___ Source records ___

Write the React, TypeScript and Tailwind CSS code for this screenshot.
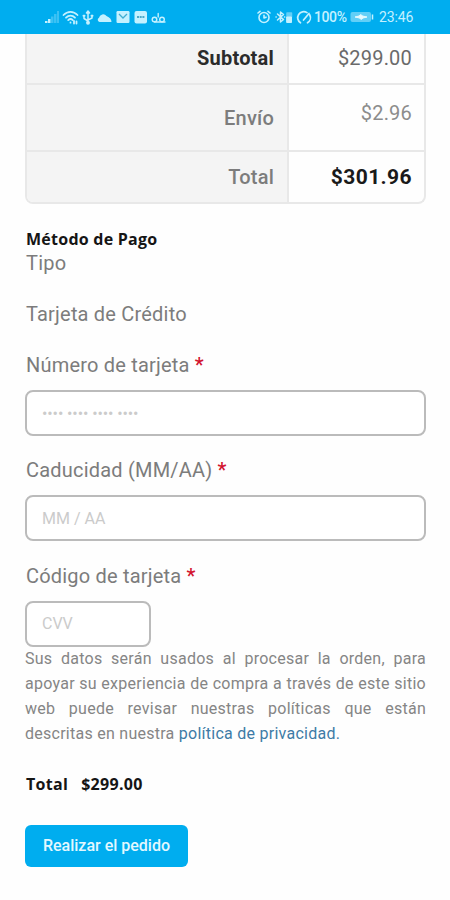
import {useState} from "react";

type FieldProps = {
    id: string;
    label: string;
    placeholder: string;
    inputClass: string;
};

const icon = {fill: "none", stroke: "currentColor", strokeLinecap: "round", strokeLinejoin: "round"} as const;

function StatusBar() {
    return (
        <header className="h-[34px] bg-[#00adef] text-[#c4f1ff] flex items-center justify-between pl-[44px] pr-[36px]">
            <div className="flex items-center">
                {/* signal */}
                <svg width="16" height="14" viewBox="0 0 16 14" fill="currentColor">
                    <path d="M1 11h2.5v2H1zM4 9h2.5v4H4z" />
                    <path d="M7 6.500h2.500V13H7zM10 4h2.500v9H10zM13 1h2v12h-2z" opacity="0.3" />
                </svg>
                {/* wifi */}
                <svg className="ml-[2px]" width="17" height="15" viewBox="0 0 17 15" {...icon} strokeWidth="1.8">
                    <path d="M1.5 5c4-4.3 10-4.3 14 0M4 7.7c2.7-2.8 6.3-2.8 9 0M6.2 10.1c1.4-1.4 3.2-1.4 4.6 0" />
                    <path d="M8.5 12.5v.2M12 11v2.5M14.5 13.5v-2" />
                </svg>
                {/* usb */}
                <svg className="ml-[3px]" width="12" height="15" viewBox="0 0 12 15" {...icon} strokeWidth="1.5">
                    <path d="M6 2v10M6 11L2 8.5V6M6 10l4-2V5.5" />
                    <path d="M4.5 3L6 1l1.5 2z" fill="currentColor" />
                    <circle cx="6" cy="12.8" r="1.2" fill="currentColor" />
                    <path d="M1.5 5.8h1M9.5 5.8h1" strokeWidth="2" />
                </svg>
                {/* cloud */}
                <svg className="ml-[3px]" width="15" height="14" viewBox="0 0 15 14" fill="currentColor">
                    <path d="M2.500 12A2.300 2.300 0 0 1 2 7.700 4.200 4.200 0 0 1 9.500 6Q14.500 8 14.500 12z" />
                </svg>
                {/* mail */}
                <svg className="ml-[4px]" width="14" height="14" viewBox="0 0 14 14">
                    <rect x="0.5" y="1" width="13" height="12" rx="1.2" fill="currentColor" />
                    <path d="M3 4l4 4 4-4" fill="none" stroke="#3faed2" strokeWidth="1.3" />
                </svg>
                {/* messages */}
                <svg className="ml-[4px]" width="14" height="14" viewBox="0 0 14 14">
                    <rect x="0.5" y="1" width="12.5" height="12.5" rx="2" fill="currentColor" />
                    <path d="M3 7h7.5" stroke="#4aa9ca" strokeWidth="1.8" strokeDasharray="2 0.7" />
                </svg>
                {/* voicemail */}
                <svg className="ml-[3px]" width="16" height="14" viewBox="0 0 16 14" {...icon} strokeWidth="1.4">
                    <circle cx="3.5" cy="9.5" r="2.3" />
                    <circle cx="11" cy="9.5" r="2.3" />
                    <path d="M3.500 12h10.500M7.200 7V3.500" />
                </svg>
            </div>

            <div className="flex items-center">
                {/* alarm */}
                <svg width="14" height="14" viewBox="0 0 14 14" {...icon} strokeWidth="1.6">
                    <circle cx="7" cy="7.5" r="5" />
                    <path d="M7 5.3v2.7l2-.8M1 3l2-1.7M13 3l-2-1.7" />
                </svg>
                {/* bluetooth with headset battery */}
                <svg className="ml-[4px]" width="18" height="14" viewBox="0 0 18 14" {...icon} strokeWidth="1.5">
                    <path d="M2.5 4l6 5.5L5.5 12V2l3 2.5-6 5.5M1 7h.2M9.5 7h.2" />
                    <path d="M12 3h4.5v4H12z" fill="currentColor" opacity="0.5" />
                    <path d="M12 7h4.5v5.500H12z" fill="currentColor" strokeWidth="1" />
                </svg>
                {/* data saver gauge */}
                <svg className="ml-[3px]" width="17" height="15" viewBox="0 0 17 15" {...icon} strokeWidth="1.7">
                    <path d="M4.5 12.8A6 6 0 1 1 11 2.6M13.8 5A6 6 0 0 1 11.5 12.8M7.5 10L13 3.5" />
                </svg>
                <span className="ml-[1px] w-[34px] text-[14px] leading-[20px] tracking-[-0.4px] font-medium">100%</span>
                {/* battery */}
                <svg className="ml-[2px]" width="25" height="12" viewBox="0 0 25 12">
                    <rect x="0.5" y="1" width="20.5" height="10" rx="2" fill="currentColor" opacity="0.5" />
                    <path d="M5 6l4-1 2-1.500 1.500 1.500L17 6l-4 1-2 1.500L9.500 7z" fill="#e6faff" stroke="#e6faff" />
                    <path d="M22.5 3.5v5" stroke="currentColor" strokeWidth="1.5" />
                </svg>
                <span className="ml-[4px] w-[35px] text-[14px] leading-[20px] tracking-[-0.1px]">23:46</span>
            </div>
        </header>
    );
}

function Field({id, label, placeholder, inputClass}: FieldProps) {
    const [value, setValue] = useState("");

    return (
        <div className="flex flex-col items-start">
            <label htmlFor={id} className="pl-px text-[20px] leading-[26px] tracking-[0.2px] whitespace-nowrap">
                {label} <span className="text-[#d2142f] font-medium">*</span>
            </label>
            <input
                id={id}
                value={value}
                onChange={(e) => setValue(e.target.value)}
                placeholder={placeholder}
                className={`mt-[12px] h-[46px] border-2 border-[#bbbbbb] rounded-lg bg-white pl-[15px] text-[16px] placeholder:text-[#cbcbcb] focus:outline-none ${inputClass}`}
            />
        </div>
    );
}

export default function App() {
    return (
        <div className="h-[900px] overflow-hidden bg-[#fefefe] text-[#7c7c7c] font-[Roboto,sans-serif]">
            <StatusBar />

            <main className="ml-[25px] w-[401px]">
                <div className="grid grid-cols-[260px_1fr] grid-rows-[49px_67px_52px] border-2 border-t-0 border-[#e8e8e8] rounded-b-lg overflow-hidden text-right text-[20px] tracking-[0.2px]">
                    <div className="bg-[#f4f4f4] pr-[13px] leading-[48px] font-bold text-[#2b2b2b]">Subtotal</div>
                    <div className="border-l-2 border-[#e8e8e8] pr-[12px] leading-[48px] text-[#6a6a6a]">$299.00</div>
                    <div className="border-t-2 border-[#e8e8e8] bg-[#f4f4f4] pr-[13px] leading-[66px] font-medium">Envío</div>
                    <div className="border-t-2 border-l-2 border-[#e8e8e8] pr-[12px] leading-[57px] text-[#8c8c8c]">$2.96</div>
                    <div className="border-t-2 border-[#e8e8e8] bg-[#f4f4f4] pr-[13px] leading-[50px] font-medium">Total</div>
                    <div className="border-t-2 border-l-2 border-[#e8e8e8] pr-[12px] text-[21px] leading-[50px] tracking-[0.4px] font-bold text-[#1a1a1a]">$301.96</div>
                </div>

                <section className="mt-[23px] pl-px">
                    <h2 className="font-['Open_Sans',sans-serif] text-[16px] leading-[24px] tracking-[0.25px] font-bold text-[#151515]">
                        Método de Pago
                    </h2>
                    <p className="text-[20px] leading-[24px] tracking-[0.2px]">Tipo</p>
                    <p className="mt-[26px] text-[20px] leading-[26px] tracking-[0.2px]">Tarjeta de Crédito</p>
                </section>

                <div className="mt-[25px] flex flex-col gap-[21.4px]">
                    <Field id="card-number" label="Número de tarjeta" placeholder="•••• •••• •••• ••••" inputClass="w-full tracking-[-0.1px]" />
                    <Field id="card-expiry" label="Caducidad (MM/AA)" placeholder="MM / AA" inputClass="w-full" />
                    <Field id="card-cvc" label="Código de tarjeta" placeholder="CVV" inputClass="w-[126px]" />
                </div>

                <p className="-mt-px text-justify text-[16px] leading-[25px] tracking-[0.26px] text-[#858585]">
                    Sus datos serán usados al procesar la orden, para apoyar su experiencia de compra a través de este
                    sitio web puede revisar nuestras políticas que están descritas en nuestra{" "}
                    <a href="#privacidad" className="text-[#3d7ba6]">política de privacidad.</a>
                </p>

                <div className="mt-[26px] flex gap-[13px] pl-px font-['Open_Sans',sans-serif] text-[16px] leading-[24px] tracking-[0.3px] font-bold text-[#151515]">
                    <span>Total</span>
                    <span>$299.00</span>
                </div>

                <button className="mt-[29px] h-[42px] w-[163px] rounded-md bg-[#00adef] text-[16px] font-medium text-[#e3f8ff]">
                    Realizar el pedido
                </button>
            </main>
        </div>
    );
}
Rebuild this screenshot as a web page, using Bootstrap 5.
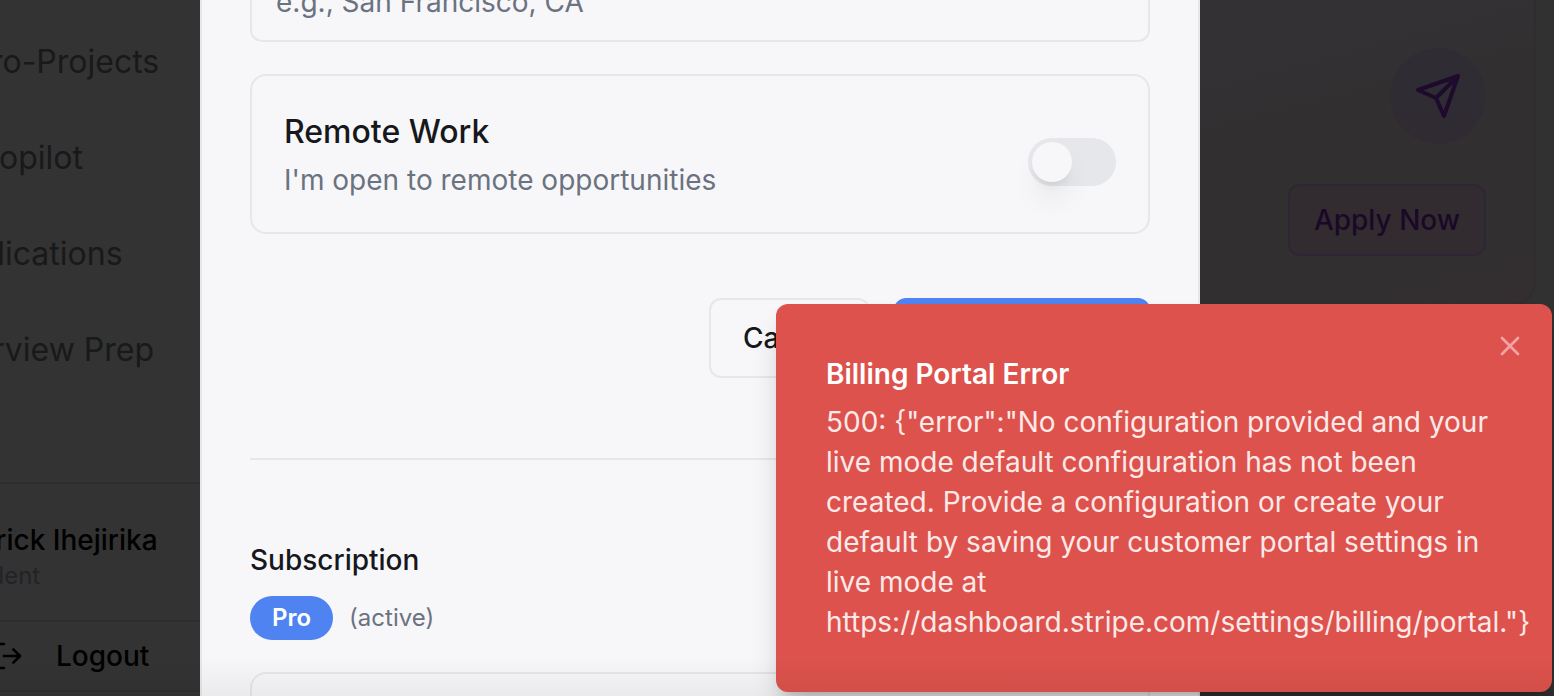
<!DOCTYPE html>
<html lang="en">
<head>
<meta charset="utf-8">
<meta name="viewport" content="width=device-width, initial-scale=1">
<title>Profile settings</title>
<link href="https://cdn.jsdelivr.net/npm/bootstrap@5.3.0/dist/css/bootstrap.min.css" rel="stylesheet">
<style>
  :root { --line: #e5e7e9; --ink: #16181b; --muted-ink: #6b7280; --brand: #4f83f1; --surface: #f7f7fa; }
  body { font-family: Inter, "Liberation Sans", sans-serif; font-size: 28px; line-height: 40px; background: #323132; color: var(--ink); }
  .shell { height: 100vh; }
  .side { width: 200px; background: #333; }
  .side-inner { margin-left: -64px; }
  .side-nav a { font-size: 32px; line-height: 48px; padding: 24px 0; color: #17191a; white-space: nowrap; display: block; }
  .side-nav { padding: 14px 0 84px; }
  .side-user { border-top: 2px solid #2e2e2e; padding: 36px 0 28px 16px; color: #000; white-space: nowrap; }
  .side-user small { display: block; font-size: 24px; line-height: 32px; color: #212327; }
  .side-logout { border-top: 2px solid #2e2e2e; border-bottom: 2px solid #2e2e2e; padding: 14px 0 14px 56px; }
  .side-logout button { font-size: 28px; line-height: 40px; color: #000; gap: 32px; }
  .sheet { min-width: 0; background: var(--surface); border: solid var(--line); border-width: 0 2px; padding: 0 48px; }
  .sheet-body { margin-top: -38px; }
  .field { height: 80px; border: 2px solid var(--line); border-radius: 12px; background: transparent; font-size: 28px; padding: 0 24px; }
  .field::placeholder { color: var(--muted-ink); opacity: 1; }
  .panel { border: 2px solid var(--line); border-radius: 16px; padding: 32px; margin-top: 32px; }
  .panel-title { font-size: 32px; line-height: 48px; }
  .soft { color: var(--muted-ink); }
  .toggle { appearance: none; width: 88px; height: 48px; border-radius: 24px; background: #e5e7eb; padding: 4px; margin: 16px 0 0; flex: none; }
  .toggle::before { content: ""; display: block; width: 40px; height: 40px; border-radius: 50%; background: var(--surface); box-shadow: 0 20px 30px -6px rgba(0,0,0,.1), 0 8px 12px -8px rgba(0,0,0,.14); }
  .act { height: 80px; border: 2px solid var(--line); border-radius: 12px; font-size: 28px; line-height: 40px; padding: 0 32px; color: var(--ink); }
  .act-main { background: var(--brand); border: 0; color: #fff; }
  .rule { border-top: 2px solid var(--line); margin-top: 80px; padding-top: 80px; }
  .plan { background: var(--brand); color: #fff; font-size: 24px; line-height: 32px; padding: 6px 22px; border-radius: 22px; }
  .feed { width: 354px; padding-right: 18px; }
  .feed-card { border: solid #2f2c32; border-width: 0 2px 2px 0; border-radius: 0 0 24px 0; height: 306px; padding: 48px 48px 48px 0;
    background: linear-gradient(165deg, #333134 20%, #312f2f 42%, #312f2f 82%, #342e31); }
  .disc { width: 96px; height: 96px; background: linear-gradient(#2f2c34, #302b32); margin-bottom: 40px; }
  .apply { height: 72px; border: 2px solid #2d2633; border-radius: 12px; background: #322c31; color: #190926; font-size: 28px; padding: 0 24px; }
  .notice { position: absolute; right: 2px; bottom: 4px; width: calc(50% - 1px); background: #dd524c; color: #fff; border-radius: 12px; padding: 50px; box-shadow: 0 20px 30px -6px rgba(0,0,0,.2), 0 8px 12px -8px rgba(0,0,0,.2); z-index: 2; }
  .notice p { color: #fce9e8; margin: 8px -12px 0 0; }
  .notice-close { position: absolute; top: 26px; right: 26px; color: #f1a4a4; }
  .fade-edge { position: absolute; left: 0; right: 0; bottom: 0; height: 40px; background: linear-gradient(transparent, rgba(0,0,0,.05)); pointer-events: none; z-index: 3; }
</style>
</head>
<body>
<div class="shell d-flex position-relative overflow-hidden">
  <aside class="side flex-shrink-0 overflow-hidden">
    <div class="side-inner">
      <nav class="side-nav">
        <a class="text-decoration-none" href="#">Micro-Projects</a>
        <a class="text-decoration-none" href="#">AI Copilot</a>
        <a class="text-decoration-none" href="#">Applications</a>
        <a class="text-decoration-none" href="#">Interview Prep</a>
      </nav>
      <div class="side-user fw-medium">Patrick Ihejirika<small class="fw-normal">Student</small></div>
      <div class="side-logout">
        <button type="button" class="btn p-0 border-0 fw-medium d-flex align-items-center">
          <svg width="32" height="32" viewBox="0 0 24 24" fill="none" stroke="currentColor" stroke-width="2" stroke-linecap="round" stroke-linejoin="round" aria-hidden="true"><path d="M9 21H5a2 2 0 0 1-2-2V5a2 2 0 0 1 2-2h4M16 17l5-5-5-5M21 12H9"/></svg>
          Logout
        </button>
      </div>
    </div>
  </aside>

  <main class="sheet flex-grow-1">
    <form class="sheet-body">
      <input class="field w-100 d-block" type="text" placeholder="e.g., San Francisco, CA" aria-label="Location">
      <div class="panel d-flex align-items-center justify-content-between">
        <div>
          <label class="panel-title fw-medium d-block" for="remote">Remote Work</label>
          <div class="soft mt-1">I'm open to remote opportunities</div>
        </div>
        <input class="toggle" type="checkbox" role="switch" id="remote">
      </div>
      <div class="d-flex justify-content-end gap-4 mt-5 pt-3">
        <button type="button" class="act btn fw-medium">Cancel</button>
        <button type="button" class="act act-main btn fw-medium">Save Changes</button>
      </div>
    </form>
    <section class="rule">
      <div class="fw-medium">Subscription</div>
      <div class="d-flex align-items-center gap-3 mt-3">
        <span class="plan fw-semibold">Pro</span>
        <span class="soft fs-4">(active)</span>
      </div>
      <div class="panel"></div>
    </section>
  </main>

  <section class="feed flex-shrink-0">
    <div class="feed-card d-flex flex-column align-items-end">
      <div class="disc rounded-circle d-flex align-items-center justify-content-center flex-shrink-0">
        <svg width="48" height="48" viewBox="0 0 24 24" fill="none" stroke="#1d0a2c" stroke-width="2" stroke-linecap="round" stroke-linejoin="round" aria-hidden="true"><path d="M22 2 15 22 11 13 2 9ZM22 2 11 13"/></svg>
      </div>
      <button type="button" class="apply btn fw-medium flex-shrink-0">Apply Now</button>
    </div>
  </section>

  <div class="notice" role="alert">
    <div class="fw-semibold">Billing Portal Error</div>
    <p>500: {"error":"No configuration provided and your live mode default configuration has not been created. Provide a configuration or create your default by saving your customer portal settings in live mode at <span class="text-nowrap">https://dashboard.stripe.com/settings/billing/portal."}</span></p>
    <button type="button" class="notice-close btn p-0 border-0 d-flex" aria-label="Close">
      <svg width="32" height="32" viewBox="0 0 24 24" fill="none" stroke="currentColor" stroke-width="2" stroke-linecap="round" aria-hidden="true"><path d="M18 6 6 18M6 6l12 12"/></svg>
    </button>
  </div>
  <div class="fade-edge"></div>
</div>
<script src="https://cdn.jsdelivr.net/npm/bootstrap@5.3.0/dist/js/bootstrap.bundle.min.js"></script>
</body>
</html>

___

◆ Problem ◆
Show the lines that mention the word "this".

◆ Exercise output ◆
Write the React, TypeScript and Tailwind CSS code for this screenshot.
Rebuild this screenshot as a web page, using Bootstrap 5.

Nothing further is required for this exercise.